More than thirty years after his death, Andy Warhol remains one of the most influential figures in contemporary art and culture. Warhol’s life and work inspires creative thinkers worldwide thanks to his enduring imagery, his artfully cultivated celebrity, and the ongoing research of dedicated scholars. His impact as an artist is far deeper and greater than his one prescient observation that “everyone will be world famous for fifteen minutes."


He was born in 1928 as Andrew Warhola to working class parents from present day Slovakia.  In 1949, he moved from Pittsburgh to New York.  Initially working as a commercial illustrator, his skill at transforming the imagery of American culture soon found its realisation in his ground-breaking pop art when he exhibited paintings of Campbell’s soup cans, Coca-Cola bottles, and wooden replicas of Brillo soap pad boxes.  Some of his best know works include the silkscreen paintings include Marilyn Diptych (1962), Silver Car Crash, Eight Elvisses (1963), Coca Cola (1962). 
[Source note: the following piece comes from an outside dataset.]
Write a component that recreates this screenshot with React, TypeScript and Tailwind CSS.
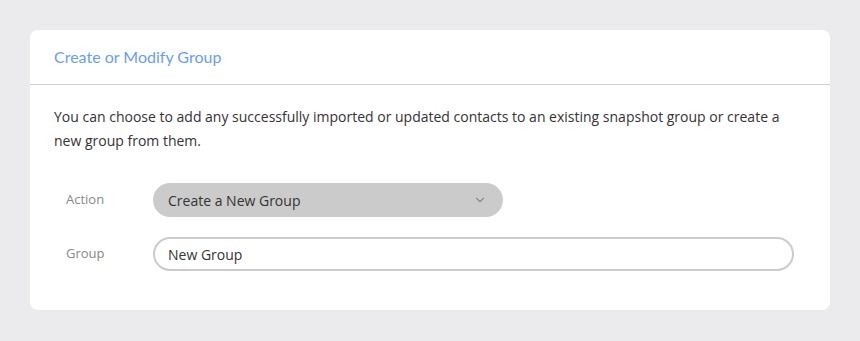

Warhol famously said that "business art is the step that comes after Art. I started as a commercial artist, and I want to finish as a business artist." He became one of the world most successful artists, and made screen prints, sculptures, films, managed a band, and even designed wallpaper - projects that were often highly lucrative (and always built his brand).


Warhol died in 1987 at the age of 58  after a rather routine gallbladder operation.